No Sutra 48 , é dito que se essa postura firme e confortável é alcançada, o praticante ficará livre das dualidades. Ou seja, frio e calor, seco e úmido, elogio ou crítica, não mais balançarão nosso equilíbrio. O corpo fica mais resistente as mudanças exteriores, menos vulnerável a doenças. Da mesma forma, nossa mente e emoções ficam mais estáveis, menos flutuantes. Estaremos no mundo e continuaremos a passar por altos e baixos, conquistas e perdas, mas isso, de repente, não nos abala mais tanto. Aprendendo a observar essa dualidade na prática de asana, compreendemos melhor nossos padrões e aprendemos a manter nosso centro perante as situações. Assim, passamos realmente a ser donos de nossas ações, realizadas com consciência e valores, não mais por mera reação automática ao que sucede. 
Mas se o Yoga se trata de chegar mais perto da nossa essência porque precisamos focar no corpo para transcendê-lo?

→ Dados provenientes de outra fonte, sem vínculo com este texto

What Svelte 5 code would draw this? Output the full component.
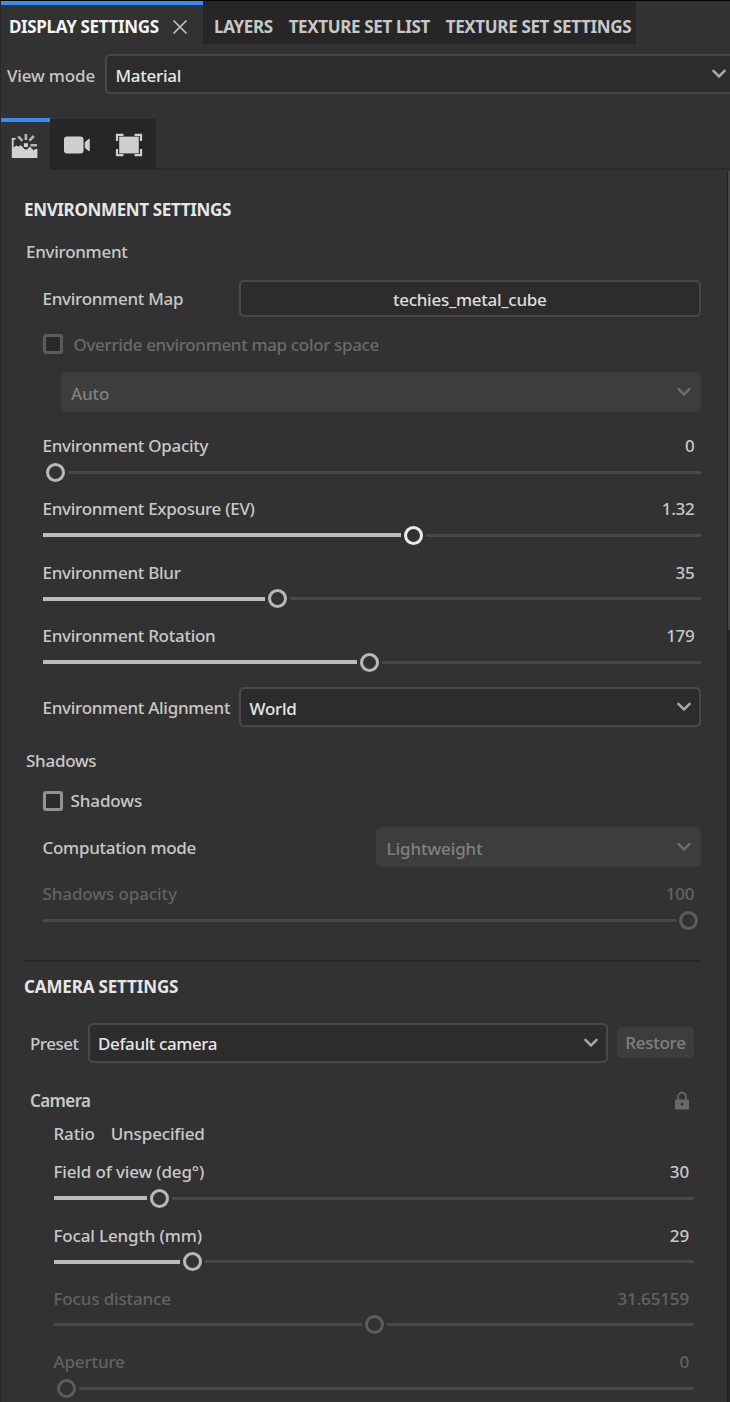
<script>
    const tabs = ['LAYERS', 'TEXTURE SET LIST', 'TEXTURE SET SETTINGS'];

    // position is the share of the track on the left of the handle
    const environmentSliders = [
        { label: 'Environment Opacity', value: '0', position: 0 },
        { label: 'Environment Exposure (EV)', value: '1.32', position: 0.566, hover: true },
        { label: 'Environment Blur', value: '35', position: 0.3515 },
        { label: 'Environment Rotation', value: '179', position: 0.4976 }
    ];

    const shadowOpacity = { label: 'Shadows opacity', value: '100', position: 1, disabled: true };

    const cameraSliders = [
        { label: 'Field of view (deg°)', value: '30', position: 0.1526 },
        { label: 'Focal Length (mm)', value: '29', position: 0.2053 },
        { label: 'Focus distance', value: '31.65159', position: 0.5016, disabled: true },
        { label: 'Aperture', value: '0', position: 0, disabled: true }
    ];
</script>

{#snippet slider(item)}
    <div class="slider" class:disabled={item.disabled} class:hover={item.hover}>
        <div class="slider-text">
            <span>{item.label}</span>
            <span>{item.value}</span>
        </div>
        <div class="track">
            <div class="fill" style="width: calc((100% - 25px) * {item.position})"></div>
            <div class="handle"></div>
            <div class="rest"></div>
        </div>
    </div>
{/snippet}

{#snippet select(text, disabled)}
    <div class="select" class:disabled>
        <span>{text}</span>
        <svg width="16" height="12" viewBox="0 0 16 12">
            <path d="M2.4 2.8 L8 8.4 L13.6 2.8" fill="none" stroke="currentColor" stroke-width="2.5" stroke-linecap="round" />
        </svg>
    </div>
{/snippet}

<div class="panel">
    <div class="tab-bar">
        <div class="tab active">
            <span>DISPLAY SETTINGS</span>
            <svg width="16" height="16" viewBox="0 0 16 16">
                <path d="M1.5 1.5 L14.5 14.5 M14.5 1.5 L1.5 14.5" stroke="#c4c4c4" stroke-width="1.6" />
            </svg>
        </div>
        <div class="other-tabs">
            {#each tabs as tab}
                <span>{tab}</span>
            {/each}
        </div>
    </div>

    <div class="view-mode">
        <span class="view-label">View mode</span>
        {@render select('Material', false)}
    </div>

    <div class="icon-tabs">
        <div class="icon-tab active">
            <svg width="28" height="26" viewBox="0 0 28 26">
                <path d="M0.8 25 V5 H4.6 V6.8 H2.6 V14.5 L5.5 12.5 L7.5 13.8 L9.5 12 L14 16.6 L16 16.6 L19 13.4 L22.5 17.5 L24.2 16 H26.4 V25 Z" fill="#d2d2d2" />
                <rect x="12.9" y="10.2" width="4" height="3.8" fill="#d2d2d2" />
                <path d="M14.9 1 V7 M7.2 3.4 L11.4 7.8 M22.8 3 L18.4 7.6 M19.4 12.2 H26" stroke="#b4b4b4" stroke-width="2.6" fill="none" />
            </svg>
        </div>
        <div class="icon-tab">
            <svg width="28" height="20" viewBox="0 0 28 20">
                <rect x="1" y="1.5" width="19.5" height="17" rx="3" fill="#cfcfcf" />
                <path d="M22.2 7.2 L26.2 4.2 V15.8 L22.2 12.8 Z" fill="#cfcfcf" stroke="#cfcfcf" stroke-linejoin="round" />
            </svg>
        </div>
        <div class="icon-tab">
            <svg width="28" height="24" viewBox="0 0 28 24">
                <rect x="4.2" y="3.6" width="19.6" height="16.8" fill="#cfcfcf" />
                <path d="M2 8 V1.8 H8.5 M19.5 1.8 H26 V8 M26 16 V22.2 H19.5 M8.5 22.2 H2 V16" fill="none" stroke="#cfcfcf" stroke-width="2.2" />
            </svg>
        </div>
        <div class="tab-line"></div>
    </div>

    <div class="body">
        <div class="content">
            <h2>ENVIRONMENT SETTINGS</h2>
            <h3>Environment</h3>

            <div class="group">
                <div class="field map">
                    <span class="field-label">Environment Map</span>
                    <div class="map-button">techies_metal_cube</div>
                </div>
                <div class="check override">
                    <div class="box"></div>
                    <span>Override environment map color space</span>
                </div>
                <div class="color-space">
                    {@render select('Auto', true)}
                </div>
                {#each environmentSliders as item}
                    {@render slider(item)}
                {/each}
                <div class="field alignment">
                    <span class="field-label">Environment Alignment</span>
                    {@render select('World', false)}
                </div>
            </div>

            <h3 class="shadows-title">Shadows</h3>
            <div class="group">
                <div class="check">
                    <div class="box"></div>
                    <span>Shadows</span>
                </div>
                <div class="field computation">
                    <span class="field-label">Computation mode</span>
                    {@render select('Lightweight', true)}
                </div>
                {@render slider(shadowOpacity)}
            </div>

            <div class="separator"></div>

            <h2 class="camera-title">CAMERA SETTINGS</h2>
            <div class="camera">
                <div class="preset">
                    <span class="preset-label">Preset</span>
                    {@render select('Default camera', false)}
                    <div class="restore">Restore</div>
                </div>
                <div class="camera-head">
                    <span>Camera</span>
                    <svg width="16" height="20" viewBox="0 0 16 20">
                        <path d="M4.2 9 V5.5 A3.8 3.8 0 0 1 11.8 5.5 V9" fill="none" stroke="#696969" stroke-width="1.8" />
                        <path fill-rule="evenodd" d="M2 8.5 H14 Q15 8.5 15 9.5 V17.5 Q15 18.5 14 18.5 H2 Q1 18.5 1 17.5 V9.5 Q1 8.5 2 8.5 Z M8 11.8 A1.4 1.4 0 0 0 8 14.6 A1.4 1.4 0 0 0 8 11.8 Z" fill="#696969" />
                    </svg>
                </div>
                <div class="camera-group">
                    <div class="ratio">
                        <span>Ratio</span>
                        <span>Unspecified</span>
                    </div>
                    {#each cameraSliders as item}
                        {@render slider(item)}
                    {/each}
                </div>
            </div>
        </div>
        <div class="scrollbar">
            <div class="scroll-thumb"></div>
        </div>
    </div>
</div>

<style>
    :global(body) {
        background: #323232;
    }

    .panel {
        box-sizing: border-box;
        width: 730px;
        height: 1402px;
        overflow: hidden;
        display: flex;
        flex-direction: column;
        border-top: 1px solid #050505;
        border-left: 1px solid #272727;
        background: #323232;
        color: #c8c8c8;
        font-family: "Noto Sans", sans-serif;
        font-size: 17px;
        font-weight: 500;
        letter-spacing: -0.28px;
        line-height: 26px;
        white-space: nowrap;
    }

    svg {
        display: block;
        flex: none;
    }

    /* top tabs */
    .tab-bar {
        display: flex;
        flex: none;
        height: 43px;
        font-weight: 700;
        letter-spacing: -0.35px;
    }
    .tab {
        box-sizing: border-box;
        display: flex;
        align-items: center;
        gap: 13px;
        width: 202px;
        padding: 4px 0 0 8px;
        border-top: 4px solid #378ef0;
        color: #f4f4f4;
    }
    .tab span {
        width: 150px;
    }
    .other-tabs {
        box-sizing: border-box;
        display: flex;
        align-items: center;
        gap: 15.8px;
        width: 433px;
        padding: 8px 0 0 11px;
        background: #262626;
    }

    .view-mode {
        display: flex;
        flex: none;
        align-items: center;
        height: 40px;
        margin-top: 10px;
        padding-left: 6px;
    }
    .view-label {
        flex: none;
        width: 98px;
        padding-top: 3px;
        letter-spacing: -0.15px;
    }
    .view-mode .select {
        flex: none;
        width: 630px;
        padding-right: 6px;
    }

    .select {
        box-sizing: border-box;
        display: flex;
        flex: 1;
        align-items: center;
        justify-content: space-between;
        height: 40px;
        padding: 3px 7px 0 8.5px;
        border: 2px solid #484848;
        border-radius: 5px;
        background: #2c2c2c;
        color: #e6e6e6;
    }
    .select svg {
        margin-top: -3px;
        color: #a8a8a8;
    }
    .select.disabled {
        border-color: #3d3d3d;
        background: #3d3d3d;
        color: #808080;
        letter-spacing: -0.1px;
    }
    .select.disabled svg {
        color: #6c6c6c;
    }

    /* environment / camera / viewport switch */
    .icon-tabs {
        display: flex;
        flex: none;
        height: 52px;
        margin-top: 24px;
    }
    .icon-tab {
        box-sizing: border-box;
        display: flex;
        align-items: center;
        justify-content: center;
        width: 53px;
        background: #262626;
        border-top: 1px solid #323232;
    }
    .icon-tab:nth-child(3) {
        padding-right: 1px;
    }
    .icon-tab.active {
        width: 49px;
        padding-right: 2px;
        border-top: 4px solid #378ef0;
        background: none;
    }
    .tab-line {
        flex: 1;
        border-bottom: 2px solid #2a2a2a;
    }

    .body {
        display: flex;
        flex: 1;
        min-height: 0;
    }
    .content {
        flex: none;
        width: 676.5px;
        padding: 27px 26.5px 0 23px;
    }

    h2, h3 {
        margin: 0;
        font-size: 17px;
        line-height: 26px;
    }
    h2 {
        color: #e6e6e6;
        font-weight: 700;
        letter-spacing: -0.35px;
    }
    h3 {
        margin: 16px 0 0 2px;
        font-weight: 500;
    }

    .group {
        padding-left: 18.5px;
    }
    .field {
        display: flex;
        align-items: center;
        height: 40px;
    }
    .field.map {
        margin-top: 13px;
    }
    .field-label {
        flex: none;
        width: 196.5px;
        padding-top: 2px;
    }
    .map-button {
        box-sizing: border-box;
        flex: 1;
        height: 37px;
        border: 2px solid #484848;
        border-radius: 5px;
        background: #2c2c2c;
        color: #dcdcdc;
        line-height: 35px;
        text-align: center;
    }

    .check {
        display: flex;
        align-items: center;
        gap: 8px;
        height: 26px;
        margin-top: 14px;
    }
    .check span {
        letter-spacing: -0.1px;
    }
    .box {
        box-sizing: border-box;
        width: 20px;
        height: 20px;
        border: 3px solid #929292;
        border-radius: 3px;
        background: #2a2a2a;
    }
    .check.override {
        gap: 11px;
        margin-top: 13px;
        color: #6a6a6a;
    }
    .check.override span {
        padding-top: 1px;
        letter-spacing: -0.34px;
    }
    .override .box {
        border-color: #5c5c5c;
    }
    .color-space {
        display: flex;
        margin: 15px 0 21px 18px;
    }

    .slider {
        height: 63.35px;
    }
    .slider-text {
        display: flex;
        justify-content: space-between;
        height: 26px;
        padding-right: 6px;
    }
    .track {
        display: flex;
        align-items: center;
        height: 26px;
    }
    .fill {
        height: 4px;
        flex: none;
        background: #bcbcbc;
    }
    .handle {
        box-sizing: border-box;
        flex: none;
        width: 19px;
        height: 19px;
        margin: 0 3px;
        border: 3.5px solid #b8b8b8;
        border-radius: 50%;
    }
    .rest {
        flex: 1;
        height: 3px;
        background: #484848;
    }
    .hover .handle {
        border-color: #ebebeb;
    }
    .slider.disabled {
        color: #626262;
        letter-spacing: -0.1px;
    }
    .slider.disabled .fill {
        height: 3px;
        background: #484848;
    }
    .slider.disabled .handle {
        border-color: #5c5c5c;
    }

    .alignment {
        margin-top: 1px;
    }
    .shadows-title {
        margin-top: 21px;
    }
    .computation {
        margin: 13px 0 14px;
    }
    .computation .field-label {
        width: 333.5px;
    }

    .separator {
        height: 2px;
        margin-top: 15px;
        background: #282828;
    }
    .camera-title {
        margin-top: 12px;
        letter-spacing: -0.15px;
    }
    .camera {
        padding: 0 6.5px 0 6px;
    }
    .preset {
        display: flex;
        align-items: center;
        margin-top: 23px;
    }
    .preset-label {
        width: 57.5px;
        padding-top: 2px;
        letter-spacing: -0.5px;
    }
    .preset :global(.select span) {
        letter-spacing: -0.4px;
    }
    .restore {
        width: 77px;
        height: 31px;
        margin-left: 9px;
        border-radius: 4px;
        background: #3d3d3d;
        color: #808080;
        line-height: 32px;
        text-align: center;
    }
    .camera-head {
        display: flex;
        align-items: center;
        justify-content: space-between;
        height: 26px;
        margin-top: 25px;
        padding-right: 4px;
        font-weight: 600;
        letter-spacing: -0.6px;
    }
    .camera-group {
        padding-left: 23.5px;
    }
    .ratio {
        display: flex;
        gap: 16px;
        margin: 7px 0 12.5px;
        letter-spacing: -0.15px;
    }
    .camera-group .slider {
        letter-spacing: -0.15px;
    }
    .camera-group .slider-text {
        padding-right: 5px;
    }

    .scrollbar {
        box-sizing: border-box;
        flex: none;
        width: 3px;
        margin-top: 1px;
        border-left: 1px solid #222;
        background: #262626;
    }
    .scroll-thumb {
        height: 459px;
        background: #464646;
    }
</style>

Quando estamos doentes ou com uma dor forte isso parece tomar toda nossa atenção. Nos identificamos totalmente com algo que, na verdade, é passageiro. Algumas sensações físicas são tão intensas que nos absorvem por completo. Naquele momento, somos a dor, somos a dificuldade de respirar, somos a doença. Os asanas são primariamente terapêuticos. Se o corpo está livre de toxinas, cheio de energia vital, resistente e forte, deixamos de nos preocupar com ele, podemos finalmente sentar ou ficar em qualquer outra postura sem que isso nos incomode. Mas o processo de cura proporcionado pelos asanas não se resume ao corpo físico.  Quando o fortalecemos e limpamos, atuamos também no corpo causal e no corpo sutil, removendo os bloqueios que possam existir. É como se preparássemos terreno para que Dhyana e Dharana possam acontecer. 
Exatamente por os asanas trabalharem a nível físico, psicológico e energético é que são tão poderosos e transformadores. A descrição de Patanjali engloba todos esses níveis, já que fala de firmeza (criada pelo corpo), de conforto (sentido pela mente) e ser infinito interior (ou alma). Quando realizamos um asana, lidamos com a dualidade constantemente: entre corpo e mente, mente e alma, firmando nossas bases ao mesmo tempo em que criamos espaço, contraindo e expandindo, inspirando e exalando.  Assim, vamos observando, compreendendo e experienciando esses dois lados da mesma moeda, até que, finalmente, possamos ultrapassar essa separação. Sem a inquietação que surge quando precisamos nos identificar com uma das partes e que nos faz sofrer por nos sentirmos divididos, podemos enfim alcançar a plenitude na Unidade. Esse é talvez o verdadeiro tesouro escondido nos Asanas.